MATERIAL PROVIDED
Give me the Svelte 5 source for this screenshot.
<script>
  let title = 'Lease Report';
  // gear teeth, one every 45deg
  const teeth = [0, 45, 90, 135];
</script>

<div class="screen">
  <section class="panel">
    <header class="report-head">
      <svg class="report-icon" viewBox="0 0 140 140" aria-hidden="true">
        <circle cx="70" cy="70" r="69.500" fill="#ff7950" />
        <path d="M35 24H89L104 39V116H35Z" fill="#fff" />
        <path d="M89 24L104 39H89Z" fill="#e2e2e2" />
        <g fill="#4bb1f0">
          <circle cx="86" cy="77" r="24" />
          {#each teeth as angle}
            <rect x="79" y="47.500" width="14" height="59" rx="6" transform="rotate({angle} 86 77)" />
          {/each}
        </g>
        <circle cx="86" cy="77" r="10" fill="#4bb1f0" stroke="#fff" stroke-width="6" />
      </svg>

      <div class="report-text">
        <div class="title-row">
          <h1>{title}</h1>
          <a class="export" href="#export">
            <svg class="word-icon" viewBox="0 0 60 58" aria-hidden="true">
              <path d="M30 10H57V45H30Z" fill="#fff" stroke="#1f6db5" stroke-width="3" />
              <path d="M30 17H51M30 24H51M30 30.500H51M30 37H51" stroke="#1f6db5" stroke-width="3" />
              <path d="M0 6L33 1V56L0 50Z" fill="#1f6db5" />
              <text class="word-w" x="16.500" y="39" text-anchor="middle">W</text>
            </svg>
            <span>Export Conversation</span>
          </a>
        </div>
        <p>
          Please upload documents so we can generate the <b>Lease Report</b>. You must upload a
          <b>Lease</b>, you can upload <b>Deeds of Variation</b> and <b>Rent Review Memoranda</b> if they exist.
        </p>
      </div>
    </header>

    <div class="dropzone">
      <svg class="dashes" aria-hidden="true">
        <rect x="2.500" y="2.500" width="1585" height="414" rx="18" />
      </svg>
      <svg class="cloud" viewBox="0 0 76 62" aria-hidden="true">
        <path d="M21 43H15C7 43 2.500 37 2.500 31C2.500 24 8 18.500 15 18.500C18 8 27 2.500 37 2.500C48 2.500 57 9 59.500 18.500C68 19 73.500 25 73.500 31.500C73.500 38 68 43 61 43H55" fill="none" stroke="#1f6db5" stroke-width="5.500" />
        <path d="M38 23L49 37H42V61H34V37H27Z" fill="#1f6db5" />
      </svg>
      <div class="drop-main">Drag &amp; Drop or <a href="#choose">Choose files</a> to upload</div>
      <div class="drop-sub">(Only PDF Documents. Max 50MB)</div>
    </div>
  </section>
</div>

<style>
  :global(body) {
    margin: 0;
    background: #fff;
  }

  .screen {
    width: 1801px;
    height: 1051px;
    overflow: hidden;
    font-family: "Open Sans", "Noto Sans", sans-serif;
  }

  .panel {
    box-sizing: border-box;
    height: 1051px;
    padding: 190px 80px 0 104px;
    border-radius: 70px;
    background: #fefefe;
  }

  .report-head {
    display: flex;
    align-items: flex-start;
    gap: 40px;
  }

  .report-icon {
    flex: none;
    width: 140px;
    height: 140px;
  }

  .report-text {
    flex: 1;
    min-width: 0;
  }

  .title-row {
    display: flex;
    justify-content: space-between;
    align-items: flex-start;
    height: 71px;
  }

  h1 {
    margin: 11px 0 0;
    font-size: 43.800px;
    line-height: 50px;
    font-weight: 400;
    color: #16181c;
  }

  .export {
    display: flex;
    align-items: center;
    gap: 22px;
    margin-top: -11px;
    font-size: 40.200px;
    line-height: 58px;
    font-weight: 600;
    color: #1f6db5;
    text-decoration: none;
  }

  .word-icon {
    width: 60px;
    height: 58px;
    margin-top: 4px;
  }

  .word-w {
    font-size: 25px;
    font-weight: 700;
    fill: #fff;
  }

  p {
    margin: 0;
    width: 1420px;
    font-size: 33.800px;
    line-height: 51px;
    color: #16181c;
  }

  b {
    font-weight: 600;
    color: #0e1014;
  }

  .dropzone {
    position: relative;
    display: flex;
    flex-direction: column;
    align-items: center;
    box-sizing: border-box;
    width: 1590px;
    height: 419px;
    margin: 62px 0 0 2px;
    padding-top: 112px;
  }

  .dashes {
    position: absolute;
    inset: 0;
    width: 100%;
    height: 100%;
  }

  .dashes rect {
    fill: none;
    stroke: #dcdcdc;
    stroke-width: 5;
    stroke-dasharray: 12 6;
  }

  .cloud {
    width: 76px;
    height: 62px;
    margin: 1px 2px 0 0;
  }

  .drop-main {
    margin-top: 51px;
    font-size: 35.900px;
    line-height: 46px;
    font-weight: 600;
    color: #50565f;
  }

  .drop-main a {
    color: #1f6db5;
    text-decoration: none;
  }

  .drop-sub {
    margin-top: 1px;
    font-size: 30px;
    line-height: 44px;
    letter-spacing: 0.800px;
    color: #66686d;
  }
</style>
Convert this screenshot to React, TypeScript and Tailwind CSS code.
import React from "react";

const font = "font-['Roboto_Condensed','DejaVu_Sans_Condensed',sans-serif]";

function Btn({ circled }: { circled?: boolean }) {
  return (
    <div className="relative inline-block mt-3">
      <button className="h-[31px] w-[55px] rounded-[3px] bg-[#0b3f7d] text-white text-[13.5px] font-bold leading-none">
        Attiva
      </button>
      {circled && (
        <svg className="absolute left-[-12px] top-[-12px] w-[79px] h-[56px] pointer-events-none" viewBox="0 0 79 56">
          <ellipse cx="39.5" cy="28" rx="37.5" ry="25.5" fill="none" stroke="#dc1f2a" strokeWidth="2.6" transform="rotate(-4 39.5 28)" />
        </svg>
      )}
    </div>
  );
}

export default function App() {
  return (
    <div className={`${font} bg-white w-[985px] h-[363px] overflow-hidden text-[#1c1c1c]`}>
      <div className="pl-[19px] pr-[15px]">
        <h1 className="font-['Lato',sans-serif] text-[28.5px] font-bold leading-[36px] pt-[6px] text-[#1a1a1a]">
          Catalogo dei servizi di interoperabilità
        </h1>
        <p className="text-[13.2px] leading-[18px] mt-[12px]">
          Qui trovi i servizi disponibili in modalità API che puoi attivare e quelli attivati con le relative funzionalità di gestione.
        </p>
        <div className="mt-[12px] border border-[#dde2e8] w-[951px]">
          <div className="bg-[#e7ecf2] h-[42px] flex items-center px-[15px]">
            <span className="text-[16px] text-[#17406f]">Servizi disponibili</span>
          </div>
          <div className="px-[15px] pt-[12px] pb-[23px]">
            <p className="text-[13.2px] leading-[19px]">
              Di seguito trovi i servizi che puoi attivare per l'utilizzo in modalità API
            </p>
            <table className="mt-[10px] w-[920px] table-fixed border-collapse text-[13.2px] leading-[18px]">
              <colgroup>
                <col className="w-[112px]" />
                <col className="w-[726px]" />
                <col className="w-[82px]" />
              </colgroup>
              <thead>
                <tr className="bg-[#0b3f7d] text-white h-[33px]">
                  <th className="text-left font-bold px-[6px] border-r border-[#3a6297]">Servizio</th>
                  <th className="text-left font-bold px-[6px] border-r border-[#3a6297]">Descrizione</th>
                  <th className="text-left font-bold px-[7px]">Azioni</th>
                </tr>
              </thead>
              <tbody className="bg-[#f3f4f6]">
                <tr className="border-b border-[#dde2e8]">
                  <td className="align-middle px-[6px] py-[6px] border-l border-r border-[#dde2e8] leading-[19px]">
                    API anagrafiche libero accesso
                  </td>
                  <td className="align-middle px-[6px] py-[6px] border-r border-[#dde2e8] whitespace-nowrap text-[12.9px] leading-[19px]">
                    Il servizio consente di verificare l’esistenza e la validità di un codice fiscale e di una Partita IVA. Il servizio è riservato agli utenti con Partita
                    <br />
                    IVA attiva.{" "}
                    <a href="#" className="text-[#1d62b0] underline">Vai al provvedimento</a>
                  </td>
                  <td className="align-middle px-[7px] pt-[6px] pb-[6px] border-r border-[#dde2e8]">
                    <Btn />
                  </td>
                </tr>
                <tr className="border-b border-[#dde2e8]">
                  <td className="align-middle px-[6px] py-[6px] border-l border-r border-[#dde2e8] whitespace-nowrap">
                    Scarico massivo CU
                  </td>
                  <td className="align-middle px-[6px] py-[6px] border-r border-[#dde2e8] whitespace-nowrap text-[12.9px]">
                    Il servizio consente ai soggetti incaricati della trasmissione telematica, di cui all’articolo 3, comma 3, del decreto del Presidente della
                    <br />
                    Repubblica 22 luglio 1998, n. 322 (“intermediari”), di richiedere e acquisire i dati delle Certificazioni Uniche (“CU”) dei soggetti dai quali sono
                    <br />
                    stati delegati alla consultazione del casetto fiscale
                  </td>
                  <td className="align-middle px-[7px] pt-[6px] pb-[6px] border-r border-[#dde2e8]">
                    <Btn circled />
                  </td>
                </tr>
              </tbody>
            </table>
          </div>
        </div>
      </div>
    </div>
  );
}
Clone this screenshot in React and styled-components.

TASK GOAL
Check each line of the data above for the string "screenshot", then report how many lines have it, with no other words.

SOLUTION FOR THIS PROBLEM
3